-- BEGIN DATASET EXCERPT --

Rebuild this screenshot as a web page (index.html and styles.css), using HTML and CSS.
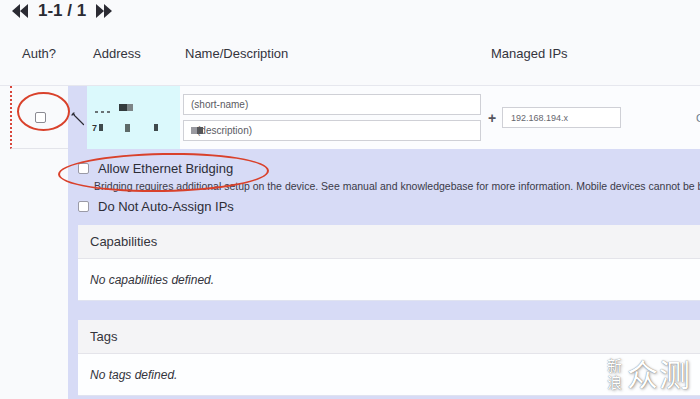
FILE: index.html
```html
<!DOCTYPE html>
<html lang="en">
<head>
  <meta charset="UTF-8">
  <meta name="viewport" content="width=device-width, initial-scale=1.0">
  <title>Network Members</title>
  <link rel="stylesheet" href="styles.css">
</head>
<body>

  <div class="pager">
    <svg class="pg-icon" viewBox="0 0 16 14" width="16" height="14"><path d="M8 0 L0 7 L8 14 Z M16 0 L8 7 L16 14 Z" fill="#2b2b33"/></svg>
    <span class="pg-text">1-1 / 1</span>
    <svg class="pg-icon" viewBox="0 0 16 14" width="16" height="14"><path d="M0 0 L8 7 L0 14 Z M8 0 L16 7 L8 14 Z" fill="#2b2b33"/></svg>
  </div>

  <div class="grid head">
    <div class="c-auth">Auth?</div>
    <div></div>
    <div class="c-addr">Address</div>
    <div class="c-name">Name/Description</div>
    <div class="c-ip">Managed IPs</div>
  </div>

  <div class="grid member">
    <div class="c-auth cell-auth"><span class="box"></span></div>
    <div class="cell-tool">
      <svg viewBox="0 0 14 14" width="14" height="14"><path d="M2 1.5 L3.5 3 M1 3 L3 1 M3 3 L12.5 12.5" stroke="#2b2b33" stroke-width="1.2" fill="none" stroke-linecap="round"/></svg>
    </div>
    <div class="cell-addr">
      <div class="blobs top"><i class="b dots"></i><i class="b big"></i></div>
      <div class="blobs bottom"><span class="seven">7</span><i class="b sm"></i><i class="b sm2"></i><i class="b sm"></i></div>
    </div>
    <div class="cell-name">
      <div class="field">(short-name)</div>
      <div class="field"><i class="b mask"></i>(description)</div>
    </div>
    <div class="cell-ip">
      <span class="plus">+</span>
      <div class="field ip">192.168.194.x</div>
      <span class="edge">C</span>
    </div>
  </div>

  <div class="detail">
    <label class="opt"><span class="box"></span>Allow Ethernet Bridging</label>
    <p class="hint">Bridging requires additional setup on the device. See manual and knowledgebase for more information. Mobile devices cannot be bridged.</p>
    <label class="opt"><span class="box"></span>Do Not Auto-Assign IPs</label>

    <div class="panel">
      <div class="panel-head">Capabilities</div>
      <div class="panel-body">No capabilities defined.</div>
    </div>
    <div class="panel">
      <div class="panel-head">Tags</div>
      <div class="panel-body">No tags defined.</div>
    </div>
  </div>

  <div class="ring ring-auth"></div>
  <div class="ring ring-bridge"></div>

  <div class="mark"><span class="mark-small">新<br>浪</span><span class="mark-big">众测</span></div>

</body>
</html>
```

FILE: styles.css
```css
html, body { margin: 0; height: 100%; overflow: hidden; }
body {
  background: #f9fafc;
  font-family: "Liberation Sans", Arial, sans-serif;
  color: #34343c;
  position: relative;
}

.pager { height: 22px; display: flex; align-items: center; gap: 8px; padding-left: 12px; }
.pager .pg-icon { display: block; }
.pg-text { font-size: 17px; font-weight: bold; color: #2b2b33; margin: 0 2px; }

.grid { display: grid; grid-template-columns: 68px 19px 93px 305px 1fr; }
.head { height: 63px; align-items: center; font-size: 13px; border-bottom: 1px solid #e6e7ee; }
.head .c-auth { padding-left: 22px; }
.head .c-addr { padding-left: 6px; }
.head .c-name { padding-left: 5px; }
.head .c-ip { padding-left: 6px; }

.member { height: 63px; }
.cell-auth {
  margin-left: 10px;
  border-left: 2px dotted #d8453a;
  border-bottom: 1px solid #e3e4ea;
  display: flex; align-items: center; justify-content: center;
}
.box {
  display: inline-block; width: 9px; height: 9px;
  border: 1px solid #8a8a92; border-radius: 2px; background: #fff;
}
.cell-tool { background: #d7dbf6; display: flex; align-items: center; justify-content: center; padding-top: 2px; }
.cell-addr {
  background: #dbf9fc;
  display: flex; flex-direction: column; justify-content: center; gap: 10px;
  padding-left: 5px;
}
.blobs { display: flex; align-items: center; gap: 8px; }
.blobs.top { padding-left: 3px; }
.b { display: inline-block; background: #3f4a4c; }
.b.dots { width: 16px; height: 2px; background: repeating-linear-gradient(90deg, #6a7375 0 3px, transparent 3px 6px); margin-top: 8px; }
.b.big { width: 14px; height: 7px; background: linear-gradient(90deg, #333b3d 60%, #7d8587 60%); }
.bottom { gap: 0; font-size: 9px; font-weight: bold; color: #333; }
.seven { margin-right: 2px; }
.b.sm { width: 6px; height: 7px; margin-right: 22px; }
.b.sm2 { width: 6px; height: 8px; background: #5d6a68; margin-right: 24px; }

.cell-name { background: #fbfcfe; display: flex; flex-direction: column; justify-content: center; gap: 5px; padding-left: 3px; }
.field {
  box-sizing: border-box; width: 298px; height: 21px;
  border: 1px solid #cfd0d6; background: #fff;
  font-size: 10px; color: #5a5a62;
  display: flex; align-items: center; padding-left: 7px;
}
.b.mask { width: 12px; height: 7px; background: linear-gradient(90deg, #9a9aa0 50%, #555 50%); margin-right: -6px; }
.cell-ip { background: #fbfcfe; display: flex; align-items: center; padding-left: 3px; }
.plus { font-size: 14px; font-weight: bold; color: #55555d; width: 14px; }
.field.ip { width: 119px; font-size: 9px; color: #66666e; padding-left: 8px; }
.edge { margin-left: auto; font-size: 11px; color: #6c7c8c; margin-right: -4px; }

.detail {
  margin-left: 68px; height: 250px;
  background: #d7dbf6;
  padding: 12px 0 0 10px;
}
.opt { display: flex; align-items: center; gap: 9px; font-size: 13px; color: #2d2d36; height: 14px; }
.opt .box { border-color: #9a9aa6; }
.hint { margin: 5px 0 7px 16px; font-size: 10.5px; color: #3a3a48; white-space: nowrap; }
.panel { background: #fff; margin-top: 19px; }
.detail .opt + .panel { margin-top: 12px; }
.panel-head {
  height: 34px; box-sizing: border-box; background: #f4f4f6;
  border-bottom: 1px solid #e4e4ea;
  display: flex; align-items: center; padding-left: 12px; font-size: 13px;
}
.panel-body { height: 42px; box-sizing: border-box; display: flex; align-items: center; padding-left: 12px; font-size: 12px; font-style: italic; background: #fdfeff; border-bottom: 1px solid #e0e3f0; }

.ring { position: absolute; border: 2px solid #d9412b; border-radius: 50%; box-sizing: border-box; }
.ring-auth { left: 17px; top: 92px; width: 53px; height: 39px; }
.ring-bridge { left: 58px; top: 153px; width: 211px; height: 39px; transform: rotate(-1deg); }

.mark {
  position: absolute; right: 9px; bottom: 9px;
  display: flex; align-items: center; gap: 5px;
  color: #fff; text-shadow: 0 0 1px rgba(0,0,0,0.6), 1px 1px 3px rgba(0,0,0,0.35);
  font-family: "Noto Sans CJK SC", sans-serif;
}
.mark-small { font-size: 15px; line-height: 17px; }
.mark-big { font-size: 31px; line-height: 34px; font-weight: 400; letter-spacing: 1px; }
```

-- END DATASET EXCERPT --

STATED GOAL: Repeat all the data as it stands, dropping any images it holds.

COMPLETE RESPONSE:
Rebuild this screenshot as a web page (index.html and styles.css), using HTML and CSS.
FILE: index.html
```html
<!DOCTYPE html>
<html lang="en">
<head>
  <meta charset="UTF-8">
  <meta name="viewport" content="width=device-width, initial-scale=1.0">
  <title>Network Members</title>
  <link rel="stylesheet" href="styles.css">
</head>
<body>

  <div class="pager">
    <svg class="pg-icon" viewBox="0 0 16 14" width="16" height="14"><path d="M8 0 L0 7 L8 14 Z M16 0 L8 7 L16 14 Z" fill="#2b2b33"/></svg>
    <span class="pg-text">1-1 / 1</span>
    <svg class="pg-icon" viewBox="0 0 16 14" width="16" height="14"><path d="M0 0 L8 7 L0 14 Z M8 0 L16 7 L8 14 Z" fill="#2b2b33"/></svg>
  </div>

  <div class="grid head">
    <div class="c-auth">Auth?</div>
    <div></div>
    <div class="c-addr">Address</div>
    <div class="c-name">Name/Description</div>
    <div class="c-ip">Managed IPs</div>
  </div>

  <div class="grid member">
    <div class="c-auth cell-auth"><span class="box"></span></div>
    <div class="cell-tool">
      <svg viewBox="0 0 14 14" width="14" height="14"><path d="M2 1.5 L3.5 3 M1 3 L3 1 M3 3 L12.5 12.5" stroke="#2b2b33" stroke-width="1.2" fill="none" stroke-linecap="round"/></svg>
    </div>
    <div class="cell-addr">
      <div class="blobs top"><i class="b dots"></i><i class="b big"></i></div>
      <div class="blobs bottom"><span class="seven">7</span><i class="b sm"></i><i class="b sm2"></i><i class="b sm"></i></div>
    </div>
    <div class="cell-name">
      <div class="field">(short-name)</div>
      <div class="field"><i class="b mask"></i>(description)</div>
    </div>
    <div class="cell-ip">
      <span class="plus">+</span>
      <div class="field ip">192.168.194.x</div>
      <span class="edge">C</span>
    </div>
  </div>

  <div class="detail">
    <label class="opt"><span class="box"></span>Allow Ethernet Bridging</label>
    <p class="hint">Bridging requires additional setup on the device. See manual and knowledgebase for more information. Mobile devices cannot be bridged.</p>
    <label class="opt"><span class="box"></span>Do Not Auto-Assign IPs</label>

    <div class="panel">
      <div class="panel-head">Capabilities</div>
      <div class="panel-body">No capabilities defined.</div>
    </div>
    <div class="panel">
      <div class="panel-head">Tags</div>
      <div class="panel-body">No tags defined.</div>
    </div>
  </div>

  <div class="ring ring-auth"></div>
  <div class="ring ring-bridge"></div>

  <div class="mark"><span class="mark-small">新<br>浪</span><span class="mark-big">众测</span></div>

</body>
</html>
```

FILE: styles.css
```css
html, body { margin: 0; height: 100%; overflow: hidden; }
body {
  background: #f9fafc;
  font-family: "Liberation Sans", Arial, sans-serif;
  color: #34343c;
  position: relative;
}

.pager { height: 22px; display: flex; align-items: center; gap: 8px; padding-left: 12px; }
.pager .pg-icon { display: block; }
.pg-text { font-size: 17px; font-weight: bold; color: #2b2b33; margin: 0 2px; }

.grid { display: grid; grid-template-columns: 68px 19px 93px 305px 1fr; }
.head { height: 63px; align-items: center; font-size: 13px; border-bottom: 1px solid #e6e7ee; }
.head .c-auth { padding-left: 22px; }
.head .c-addr { padding-left: 6px; }
.head .c-name { padding-left: 5px; }
.head .c-ip { padding-left: 6px; }

.member { height: 63px; }
.cell-auth {
  margin-left: 10px;
  border-left: 2px dotted #d8453a;
  border-bottom: 1px solid #e3e4ea;
  display: flex; align-items: center; justify-content: center;
}
.box {
  display: inline-block; width: 9px; height: 9px;
  border: 1px solid #8a8a92; border-radius: 2px; background: #fff;
}
.cell-tool { background: #d7dbf6; display: flex; align-items: center; justify-content: center; padding-top: 2px; }
.cell-addr {
  background: #dbf9fc;
  display: flex; flex-direction: column; justify-content: center; gap: 10px;
  padding-left: 5px;
}
.blobs { display: flex; align-items: center; gap: 8px; }
.blobs.top { padding-left: 3px; }
.b { display: inline-block; background: #3f4a4c; }
.b.dots { width: 16px; height: 2px; background: repeating-linear-gradient(90deg, #6a7375 0 3px, transparent 3px 6px); margin-top: 8px; }
.b.big { width: 14px; height: 7px; background: linear-gradient(90deg, #333b3d 60%, #7d8587 60%); }
.bottom { gap: 0; font-size: 9px; font-weight: bold; color: #333; }
.seven { margin-right: 2px; }
.b.sm { width: 6px; height: 7px; margin-right: 22px; }
.b.sm2 { width: 6px; height: 8px; background: #5d6a68; margin-right: 24px; }

.cell-name { background: #fbfcfe; display: flex; flex-direction: column; justify-content: center; gap: 5px; padding-left: 3px; }
.field {
  box-sizing: border-box; width: 298px; height: 21px;
  border: 1px solid #cfd0d6; background: #fff;
  font-size: 10px; color: #5a5a62;
  display: flex; align-items: center; padding-left: 7px;
}
.b.mask { width: 12px; height: 7px; background: linear-gradient(90deg, #9a9aa0 50%, #555 50%); margin-right: -6px; }
.cell-ip { background: #fbfcfe; display: flex; align-items: center; padding-left: 3px; }
.plus { font-size: 14px; font-weight: bold; color: #55555d; width: 14px; }
.field.ip { width: 119px; font-size: 9px; color: #66666e; padding-left: 8px; }
.edge { margin-left: auto; font-size: 11px; color: #6c7c8c; margin-right: -4px; }

.detail {
  margin-left: 68px; height: 250px;
  background: #d7dbf6;
  padding: 12px 0 0 10px;
}
.opt { display: flex; align-items: center; gap: 9px; font-size: 13px; color: #2d2d36; height: 14px; }
.opt .box { border-color: #9a9aa6; }
.hint { margin: 5px 0 7px 16px; font-size: 10.5px; color: #3a3a48; white-space: nowrap; }
.panel { background: #fff; margin-top: 19px; }
.detail .opt + .panel { margin-top: 12px; }
.panel-head {
  height: 34px; box-sizing: border-box; background: #f4f4f6;
  border-bottom: 1px solid #e4e4ea;
  display: flex; align-items: center; padding-left: 12px; font-size: 13px;
}
.panel-body { height: 42px; box-sizing: border-box; display: flex; align-items: center; padding-left: 12px; font-size: 12px; font-style: italic; background: #fdfeff; border-bottom: 1px solid #e0e3f0; }

.ring { position: absolute; border: 2px solid #d9412b; border-radius: 50%; box-sizing: border-box; }
.ring-auth { left: 17px; top: 92px; width: 53px; height: 39px; }
.ring-bridge { left: 58px; top: 153px; width: 211px; height: 39px; transform: rotate(-1deg); }

.mark {
  position: absolute; right: 9px; bottom: 9px;
  display: flex; align-items: center; gap: 5px;
  color: #fff; text-shadow: 0 0 1px rgba(0,0,0,0.6), 1px 1px 3px rgba(0,0,0,0.35);
  font-family: "Noto Sans CJK SC", sans-serif;
}
.mark-small { font-size: 15px; line-height: 17px; }
.mark-big { font-size: 31px; line-height: 34px; font-weight: 400; letter-spacing: 1px; }
```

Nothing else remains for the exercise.